The Moodys (Hulu) - fairly unwatchable standard sitcom of the "for some reason all the fully grown-up kids are at their parents' house and are with each other 24/7" genre. Denis Leary is the exact same he always is - anybody from a younger generation is a total pussy, and he can't believe at age 65 he can't compete with the company hockey team. Elizabeth Perkins is the same she always is which is fine except she's obsessed with her son's sex life. The second they're back in their parents' house, the two boys turn back into 12 year-olds, "oooooh, only one cupcake left, let's run around the house trying to fight each other while aaaaaaaaalmost smashing everything in the house to bits!" Hysterical! The only redeeming character is their (Puerto-Rican?) cousin Marco, whose boundless optimism and smiling fits nicely in a new Ted Lasso world. UPDATE: looks like it's mercifully been cancelled.

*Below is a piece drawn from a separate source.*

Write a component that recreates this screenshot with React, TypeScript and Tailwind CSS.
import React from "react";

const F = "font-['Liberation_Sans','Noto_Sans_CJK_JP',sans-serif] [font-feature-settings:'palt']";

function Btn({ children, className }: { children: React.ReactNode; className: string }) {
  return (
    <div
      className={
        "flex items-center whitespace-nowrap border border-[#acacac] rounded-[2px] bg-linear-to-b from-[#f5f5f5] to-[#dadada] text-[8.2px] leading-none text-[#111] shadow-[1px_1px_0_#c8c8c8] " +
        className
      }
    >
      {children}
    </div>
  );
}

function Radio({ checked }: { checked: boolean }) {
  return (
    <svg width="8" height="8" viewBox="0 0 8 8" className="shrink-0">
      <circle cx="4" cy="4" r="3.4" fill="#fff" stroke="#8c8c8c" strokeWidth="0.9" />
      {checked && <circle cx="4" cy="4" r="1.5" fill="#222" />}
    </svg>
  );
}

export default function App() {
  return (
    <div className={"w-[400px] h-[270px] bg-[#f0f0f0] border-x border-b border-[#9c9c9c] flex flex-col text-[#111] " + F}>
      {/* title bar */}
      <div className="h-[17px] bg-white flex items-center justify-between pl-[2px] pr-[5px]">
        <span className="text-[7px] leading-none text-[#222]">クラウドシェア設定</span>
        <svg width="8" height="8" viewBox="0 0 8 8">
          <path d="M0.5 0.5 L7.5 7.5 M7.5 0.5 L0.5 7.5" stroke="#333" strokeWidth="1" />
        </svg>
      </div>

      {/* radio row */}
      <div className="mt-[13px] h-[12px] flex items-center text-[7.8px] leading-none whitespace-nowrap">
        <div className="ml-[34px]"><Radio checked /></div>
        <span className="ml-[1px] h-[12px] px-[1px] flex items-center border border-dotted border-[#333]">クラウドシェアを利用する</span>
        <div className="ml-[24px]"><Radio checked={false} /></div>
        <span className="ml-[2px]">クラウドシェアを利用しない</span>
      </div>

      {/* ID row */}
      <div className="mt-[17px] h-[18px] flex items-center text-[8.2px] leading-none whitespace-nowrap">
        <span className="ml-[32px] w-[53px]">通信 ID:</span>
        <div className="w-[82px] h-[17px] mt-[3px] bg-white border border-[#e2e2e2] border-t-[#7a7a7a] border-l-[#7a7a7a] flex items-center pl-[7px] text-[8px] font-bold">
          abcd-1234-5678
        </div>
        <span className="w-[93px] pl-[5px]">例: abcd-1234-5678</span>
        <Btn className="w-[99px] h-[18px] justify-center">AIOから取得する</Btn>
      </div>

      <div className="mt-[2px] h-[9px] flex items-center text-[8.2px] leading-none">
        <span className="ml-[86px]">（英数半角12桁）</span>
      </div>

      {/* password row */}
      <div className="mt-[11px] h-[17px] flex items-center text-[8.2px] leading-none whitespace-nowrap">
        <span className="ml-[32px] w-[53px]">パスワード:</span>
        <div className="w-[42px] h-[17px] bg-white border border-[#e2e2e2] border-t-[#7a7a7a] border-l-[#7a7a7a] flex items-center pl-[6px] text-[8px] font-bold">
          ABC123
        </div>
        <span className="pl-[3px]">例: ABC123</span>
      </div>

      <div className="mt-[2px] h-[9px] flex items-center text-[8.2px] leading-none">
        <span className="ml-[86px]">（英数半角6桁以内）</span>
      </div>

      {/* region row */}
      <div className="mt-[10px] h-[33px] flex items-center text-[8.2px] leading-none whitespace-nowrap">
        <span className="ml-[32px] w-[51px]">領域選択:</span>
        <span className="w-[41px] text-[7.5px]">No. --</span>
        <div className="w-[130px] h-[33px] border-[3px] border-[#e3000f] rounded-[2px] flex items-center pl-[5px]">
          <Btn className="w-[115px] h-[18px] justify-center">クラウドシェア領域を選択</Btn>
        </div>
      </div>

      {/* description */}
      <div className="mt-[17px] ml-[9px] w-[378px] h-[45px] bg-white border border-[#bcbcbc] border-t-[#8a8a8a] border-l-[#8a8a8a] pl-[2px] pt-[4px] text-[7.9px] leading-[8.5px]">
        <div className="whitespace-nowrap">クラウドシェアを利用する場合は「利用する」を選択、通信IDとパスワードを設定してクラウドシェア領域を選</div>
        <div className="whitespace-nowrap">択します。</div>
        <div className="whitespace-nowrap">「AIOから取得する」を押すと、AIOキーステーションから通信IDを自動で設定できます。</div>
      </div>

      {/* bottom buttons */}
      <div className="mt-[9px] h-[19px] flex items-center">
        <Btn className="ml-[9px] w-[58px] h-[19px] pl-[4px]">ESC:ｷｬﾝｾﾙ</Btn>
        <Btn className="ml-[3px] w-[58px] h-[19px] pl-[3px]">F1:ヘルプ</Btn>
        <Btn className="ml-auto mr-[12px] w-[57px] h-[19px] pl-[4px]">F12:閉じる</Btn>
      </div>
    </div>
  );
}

Home Economics (Hulu) - fairly watchable solely because of a cast way stronger that the material. A thoughtful premise in today's time, with three siblings in different economic classes: the youngest sibling is a kazillionaire, middle kid is unemployed and struggling, and the protagonist is somewhere in the middle. There could be interesting ways to make this premise work but so far 99% of the show takes place in the kazillionaire's house with him doing kazillionaire things. And he's supposedly a kazillionaire finance genius, but is portrayed as a man-child who surprises you when he can read. Some funny lines here and there, but hopefully this will get more interesting past "oh look here's the siblings all up in each other's business 24/7 at the rich one's mansion".

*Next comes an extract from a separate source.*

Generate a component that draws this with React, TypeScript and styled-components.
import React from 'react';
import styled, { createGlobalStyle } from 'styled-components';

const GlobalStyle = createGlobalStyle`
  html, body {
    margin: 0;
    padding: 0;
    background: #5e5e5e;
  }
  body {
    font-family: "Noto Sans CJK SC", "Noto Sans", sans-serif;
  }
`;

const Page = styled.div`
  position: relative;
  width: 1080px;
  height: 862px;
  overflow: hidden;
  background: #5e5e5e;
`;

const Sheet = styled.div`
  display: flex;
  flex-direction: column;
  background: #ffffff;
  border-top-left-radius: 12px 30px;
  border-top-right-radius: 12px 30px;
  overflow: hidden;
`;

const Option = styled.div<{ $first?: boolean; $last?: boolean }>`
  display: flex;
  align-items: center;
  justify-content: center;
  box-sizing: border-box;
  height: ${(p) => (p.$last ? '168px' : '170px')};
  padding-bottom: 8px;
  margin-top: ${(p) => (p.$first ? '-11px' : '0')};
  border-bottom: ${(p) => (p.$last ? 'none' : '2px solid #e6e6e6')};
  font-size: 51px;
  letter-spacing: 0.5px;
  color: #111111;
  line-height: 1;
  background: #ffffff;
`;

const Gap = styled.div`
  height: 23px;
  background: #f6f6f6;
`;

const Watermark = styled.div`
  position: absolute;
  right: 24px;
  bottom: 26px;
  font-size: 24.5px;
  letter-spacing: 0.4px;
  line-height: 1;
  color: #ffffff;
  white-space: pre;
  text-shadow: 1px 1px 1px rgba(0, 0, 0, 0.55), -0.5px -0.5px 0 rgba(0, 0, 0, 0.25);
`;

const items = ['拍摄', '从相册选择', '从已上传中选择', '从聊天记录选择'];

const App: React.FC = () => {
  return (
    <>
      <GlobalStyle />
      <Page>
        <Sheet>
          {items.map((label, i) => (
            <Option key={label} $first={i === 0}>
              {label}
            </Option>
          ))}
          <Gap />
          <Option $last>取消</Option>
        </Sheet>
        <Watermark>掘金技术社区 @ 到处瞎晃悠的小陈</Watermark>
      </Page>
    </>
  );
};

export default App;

Rutherford Falls (Peacock) - oh look, it's Ed Helms playing a WASP-y elitist white doofus, who saw this coming? Only one episode in, this seems to be Andy Bernard moves to Pawnee. The "breakout" actress playing Helm's sidekick Native American does that thing Neve Campbell started 25+ years ago that every actress has copied since, where every line is delivered haltingly and under breath while giving an out-loud play-by-play of how nervous they are. Great bones - Helms and Michael Schur - but I see no hope for this show. Only thing I'm looking forward to is that they really lean into the two Native American casino workers shitting all over the Native American's desire to help "our people", and never turn into well-meaning stereotypes you'd expect from a show like this.
Frank of Ireland (Amazon) - made it almost 10 minutes. Oh look, more 35 year-old man children careening around town without consequences. Hilarious!